2 Ahmad bin Atha’ ialah orang arif, zahid, syaikh shufiyah, meriwayatkan sejumlah hadits namun melakukan kesalahan yang sangat parah di dalam meriwayatkannya. Meninggal di Shur tahun 269 H. Biografinya disebutkan dalam Hilyah al-Auliya’ 10/383 dan A’lam an-Nubala’ 16/227.
              Sebagian ulama mengatakan, “Dianjurkan mengucapkan laa ilaha illallah bagi siapa yang diuji dengan was-was dalam wudhu, shalat atau sejenisnya, sebab jika setan mendengar dzikir, maka ia mundur dan menjauh, sedangkan laa ilaha illallah adalah pokok dzikir.”
              Oleh karena itu para tokoh mulia dari kalangan terpilih dari umat ini, yang mendidik dan membimbing para penuntut ilmu, memilih ucapan laa ilaha illallah untuk ahlul khalwah (kaum yang suka berkhalwat) dan memerintahkan kepada mereka agar melakukannya secara berkesinambungan. Menurut mereka, obat yang paling manjur untuk mengusir penyakit was-was ialah memperbanyak berdzikir kepada Allah.1
1 Terus menerus bergadang, berdzikir dan berkholwat berdasarkan metode Shufiyah adalah sarana yang paling ampuh untuk mendatangkan was-was, keraguan dan halusinasi dari setan, bukan untuk mengusirnya. Seandainya Anda mempergunakan akal dan memperhatikan berbagai pernyataan dan perbuatan mereka, niscaya nampak kepada Anda dengan jelas tanpa diragukan lagi. Beruntunglah bagi siapa yang menjadikan petunjuk Nabi Sholallahu ‘alaihi wasallam sebagai petunjuknya, menconto Sunnahnya, dan tidak terpedaya dengan “konon kabarnya”.
As-Sayyid al-Jalil Ahmad bin Ahmad bin Abi al-Hawari 2 rahimakumullah mengatakan,”Aku mengaduh kepada Abu Sulaiman ad-Darani tentang was-was, maka ia mengatakan kepadaku, ‘Jika engkau ingin was-was itu terputus darimu, maka setiap waktu engkau merasakannya, gembiralah. Sebab jika engkau gembira dengannya, niscaya itu terputus darimu. Karena tidak sesuatu yang lebih dibenci setan daripada kegembiraan seorang mukmin. Jika engkau bersedih terhadapnya, maka ia menambahkan (was-was itu) kepadamu’.”3
2 Syaikh, ahli ibadah dan zuhud, banyak beribadah, yaitu Ibnu Abdilaah bin Maimun ad-Dimasqi, salah seorang tokoh. Dilahirkan pada tahun 164 H. Dan meninggal pada tahun 246 H. Biografinya disebutkan dalam al-Hilyah (10/5) dan A’lam an-Nubala’ 12/85.

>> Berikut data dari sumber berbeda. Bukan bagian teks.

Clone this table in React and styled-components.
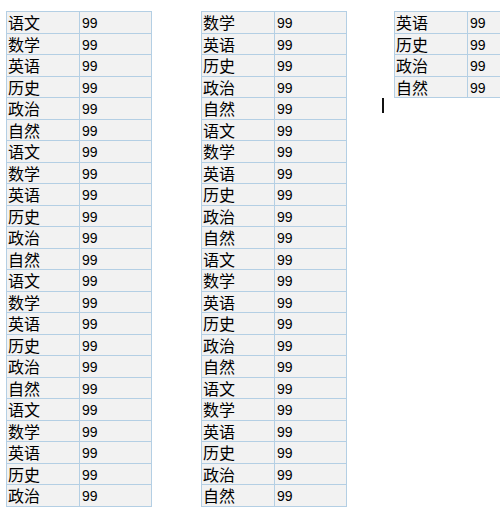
import React from "react";
import styled, { createGlobalStyle } from "styled-components";

const Global = createGlobalStyle`
  html, body { margin: 0; padding: 0; background: #ffffff; }
  body { width: 500px; height: 507px; overflow: hidden; }
`;

const Page = styled.div`
  display: flex;
  align-items: flex-start;
  padding: 11px 0 0 6px;
  font-family: "Noto Sans CJK SC", "Liberation Sans", sans-serif;
  color: #000;
`;

const Column = styled.div`
  display: flex;
  flex-direction: column;
  margin-left: ${(p) => p.$gap || 0}px;
`;

const Grid = styled.div`
  display: grid;
  grid-template-columns: 72px 71px;
  grid-auto-rows: 20.5px;
  gap: 1px;
  padding: 1px;
  background: #b4cfe4;
  width: max-content;
`;

const Subject = styled.div`
  background: #f2f2f2;
  font-size: 16px;
  line-height: 20px;
  padding-left: 1px;
  white-space: nowrap;
`;

const Score = styled.div`
  background: #f2f2f2;
  font-family: "Liberation Sans", sans-serif;
  font-size: 14px;
  line-height: 22px;
  padding-left: 2px;
  white-space: nowrap;
`;

const Caret = styled.div`
  width: 2px;
  height: 15px;
  background: #111;
  margin: 0 0 0 -12px;
`;

const cycle = ["语文", "数学", "英语", "历史", "政治", "自然"];
const make = (start, n) =>
  Array.from({ length: n }, (_, i) => cycle[(start + i) % cycle.length]);

const Table = ({ rows }) => (
  <Grid>
    {rows.map((r, i) => (
      <React.Fragment key={i}>
        <Subject>{r}</Subject>
        <Score>99</Score>
      </React.Fragment>
    ))}
  </Grid>
);

export default function App() {
  return (
    <>
      <Global />
      <Page>
        <Column>
          <Table rows={make(0, 23)} />
        </Column>
        <Column $gap={49}>
          <Table rows={make(1, 23)} />
        </Column>
        <Column $gap={47}>
          <Table rows={make(2, 4)} />
          <Caret />
        </Column>
      </Page>
    </>
  );
}
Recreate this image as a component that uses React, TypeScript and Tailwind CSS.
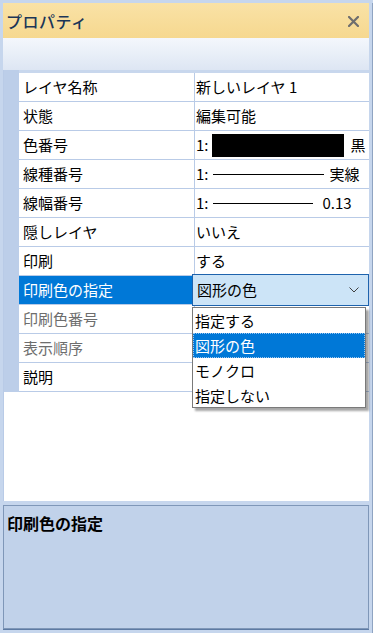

3 Sungguh, ini adalah ilustrasi yang mengherankan. Tidakkah setan bergembira ketika seorang muslim bergembira tatkala terjerumus dan menuruti syahwatnya, sementara ia bermaksiat kepada Rabbnya?! Tidakkah setan bersedih ketika seorang mukmin bersedih dan berduka karena lalai di sisi Allah?
              Aku katakan, “Ini salah satu yang mendukung pernyataan sebagian imam bahwa was-was hanyalah diujikan kepada orang yang sempurna imannya, karena maling tidak akan menuju rumah yang rusak.”4 Wallahu a’lam.
4 Bahkan orang yang ditimpa hal itu adalah orang yang lemah akalnya, sedikit ilmunya, dan berpaling dari Sunnah Nabi Sholallahu ‘alaihi wasallam. Janganlah membuatmu takut bahwa sebagian sahabat telah ditimpa hal ini. Sebab ia hanyalah datang kepada Nabi Sholallahu ‘alaihi wasallam untuk mencari ilmu dan Sunnah untuk mengusir was-was darinya. Allah telah menganugerahkan ilmu dan ittiba’ Sunnah sehingga dapat mengusir keraguan tersebut dari dirinya.